19 thoughts on “There’s a solution to this you know”

  1. Bloke in North Dorset

    Ecks,

    Taxes on heating are high and people aren’t using enough, by SJW definitions. Drop the taxes and they will use more. I’d say that supports the Pigou argument.

  2. The goal is to make as many people as possible reliant on (and eternally grateful to) the state. The mechanism is back-door redistribution: Tax fuel heavily, then get low-income households (defined as an ever-increasing share of the public) to beg from the state by applying for various subsidy schemes. As a bonus it creates lots of jobs for paper-pushers, who err left.

    They already managed the same trick with healthcare and education: making everyone a supplicant of the state’s largesse.

  3. Today’s heating standards have never applied in the past – because fuel was too scarce or, in the days of coalmining, too expensive for use on this scale.
    While I have no reason to doubt that some mediaeval Grosevenor spent 10% of his income heating his castle in a harsh winter, that was because he could manage to live comfortably on 90% of his income. Most mediaeval peasants could not afford to spend 10% of their income on fuel.

  4. Isn’t think likely to prove rather like lightning? I suspect as heating got cheaper over the last 200 years or so, humanity’s % spend on it remained constant, but the amount heated kept rising.

  5. Who defines “the actual amount needed to heat the home”? So far this season I haven’t needed to turn on the heater yet, and I don’t think I turned it on that much in January or February either.

  6. BiND,

    Pigou taxes are about getting people to pay for the supposed negative externalities of an activity, in this case the imagined global warming consequences of heating their homes.

    These lefty wankers want to push up the price of energy to save the world from global warming and then berate opponents because of the consequences of the high energy prices they wished for.

    If one accepts the argument for Pigou taxes, the only basis for adjusting them would be a different assessment of the value of the negative externalities.

  7. This is a second-order effect from the feel-good “green taxes to save the universe” nonsense. The same people can quite happily support higher energy taxes then complain that people are pushed into “fuel poverty” at the margins, since they don’t see the link. And if they do, it’s for the state as sugar daddy to redistribute some wealth their way, so they can use more energy that they oppose in the first place…

    Then Your Head Asplode.

  8. BiND,
    Lighting, like much consumption, suffers from diminishing returns. The difference between darkness and candlelight means being able to read & write at night, which turns wasted time into productive time.
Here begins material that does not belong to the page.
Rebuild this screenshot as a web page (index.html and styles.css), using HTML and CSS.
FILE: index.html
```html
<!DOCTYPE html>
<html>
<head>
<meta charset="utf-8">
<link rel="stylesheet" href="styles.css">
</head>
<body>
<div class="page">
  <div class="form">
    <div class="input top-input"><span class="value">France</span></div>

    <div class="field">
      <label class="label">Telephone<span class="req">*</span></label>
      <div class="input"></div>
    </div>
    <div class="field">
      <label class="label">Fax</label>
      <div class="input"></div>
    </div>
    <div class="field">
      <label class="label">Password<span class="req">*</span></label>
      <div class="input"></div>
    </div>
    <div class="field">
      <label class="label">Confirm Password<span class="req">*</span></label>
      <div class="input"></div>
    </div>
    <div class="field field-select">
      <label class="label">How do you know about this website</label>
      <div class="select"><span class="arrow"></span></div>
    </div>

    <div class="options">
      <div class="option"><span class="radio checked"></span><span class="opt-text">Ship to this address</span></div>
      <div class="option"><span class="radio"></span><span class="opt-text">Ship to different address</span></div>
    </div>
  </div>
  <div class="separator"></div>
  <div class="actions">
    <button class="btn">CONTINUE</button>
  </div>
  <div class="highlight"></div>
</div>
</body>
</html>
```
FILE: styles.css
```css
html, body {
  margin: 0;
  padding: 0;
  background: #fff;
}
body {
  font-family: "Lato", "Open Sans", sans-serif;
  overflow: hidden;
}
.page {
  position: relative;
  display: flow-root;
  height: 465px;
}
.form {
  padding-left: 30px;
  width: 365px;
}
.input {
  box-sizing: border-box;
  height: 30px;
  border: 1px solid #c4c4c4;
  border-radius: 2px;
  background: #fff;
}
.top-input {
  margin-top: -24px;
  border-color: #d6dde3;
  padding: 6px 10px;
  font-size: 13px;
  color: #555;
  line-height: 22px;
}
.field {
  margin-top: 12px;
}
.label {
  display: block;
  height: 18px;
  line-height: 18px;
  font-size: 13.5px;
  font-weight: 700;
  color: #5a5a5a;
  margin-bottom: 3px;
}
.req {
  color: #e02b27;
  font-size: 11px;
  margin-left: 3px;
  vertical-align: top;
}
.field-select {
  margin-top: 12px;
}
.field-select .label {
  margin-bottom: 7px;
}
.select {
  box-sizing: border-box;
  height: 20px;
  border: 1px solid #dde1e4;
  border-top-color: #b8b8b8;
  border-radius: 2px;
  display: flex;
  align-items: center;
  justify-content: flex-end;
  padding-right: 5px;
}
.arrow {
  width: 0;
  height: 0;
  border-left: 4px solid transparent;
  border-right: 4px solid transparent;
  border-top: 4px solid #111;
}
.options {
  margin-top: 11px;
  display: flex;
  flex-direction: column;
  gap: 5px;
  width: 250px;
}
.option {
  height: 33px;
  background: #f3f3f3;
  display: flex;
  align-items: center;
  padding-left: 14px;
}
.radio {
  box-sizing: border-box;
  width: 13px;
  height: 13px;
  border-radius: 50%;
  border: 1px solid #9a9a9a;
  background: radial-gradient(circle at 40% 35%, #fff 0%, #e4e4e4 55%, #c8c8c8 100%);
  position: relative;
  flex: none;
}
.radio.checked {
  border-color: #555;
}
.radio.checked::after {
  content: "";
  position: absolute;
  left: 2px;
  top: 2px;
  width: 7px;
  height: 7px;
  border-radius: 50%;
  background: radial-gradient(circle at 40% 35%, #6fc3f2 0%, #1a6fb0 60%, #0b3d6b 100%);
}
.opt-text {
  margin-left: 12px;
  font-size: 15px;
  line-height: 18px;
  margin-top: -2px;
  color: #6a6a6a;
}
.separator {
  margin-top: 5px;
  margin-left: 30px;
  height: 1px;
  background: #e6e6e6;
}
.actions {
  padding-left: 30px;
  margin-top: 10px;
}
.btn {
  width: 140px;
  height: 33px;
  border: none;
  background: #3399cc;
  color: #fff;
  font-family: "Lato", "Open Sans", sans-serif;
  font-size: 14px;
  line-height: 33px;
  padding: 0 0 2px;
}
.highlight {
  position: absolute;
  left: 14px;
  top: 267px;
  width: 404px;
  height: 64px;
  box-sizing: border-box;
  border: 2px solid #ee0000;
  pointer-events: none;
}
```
The next step up, from one candle to a thousand candles (or modern equivalent), isn’t nearly as significant.

  9. BIND, my point about lighting isn’t that I expect it to represent the same spend as heating, but the same pattern. Essentially, as lightning got cheaper, humanity has chosen keep spending on lighting as a constant, and have more of it, rather than accept the savings, and carry on living mostly in the dark.

  10. Stop making energy more expensive with green taxes.

    And abolish VAT on domestic fuel. There’s 5% right there. Happy Christmas, pensioners.

    Oh wait – we can’t because Remainers insist we stay in the EU, and the EU insists we charge 5% on your fuel bills.

    Please direct any complaints to the cunts at the Guardian.

  11. ‘Fuel poverty’ – another meaningless abstract for the usual bunch of loons to hyperventilate about.

    How many in ‘fuel poverty’ are flat screen telly, full Sky package, latest smart phone, rich?

    How much of ‘……..* poverty’ (*insert poverty of choice) is actually poor management of personal finances?

  12. Andrew M @ 10.49 + 1

    John77: In an opportunity-rich society like ours, most poverty is a result of laziness – ie it’s a lifestyle choice.

  13. Flat screen telly is a red herring, the running costs for a flat screen telly is the same (or less than) as a CRT telly.

  14. So Much For Subtlety

    jgh – “Flat screen telly is a red herring, the running costs for a flat screen telly is the same (or less than) as a CRT telly.”

    Yeah but most people bought their non-flat screen TVs back in the 1980s. So it is not just that they are spending our cash, but they are spending our cash recklessly – upgrading when they do not need to.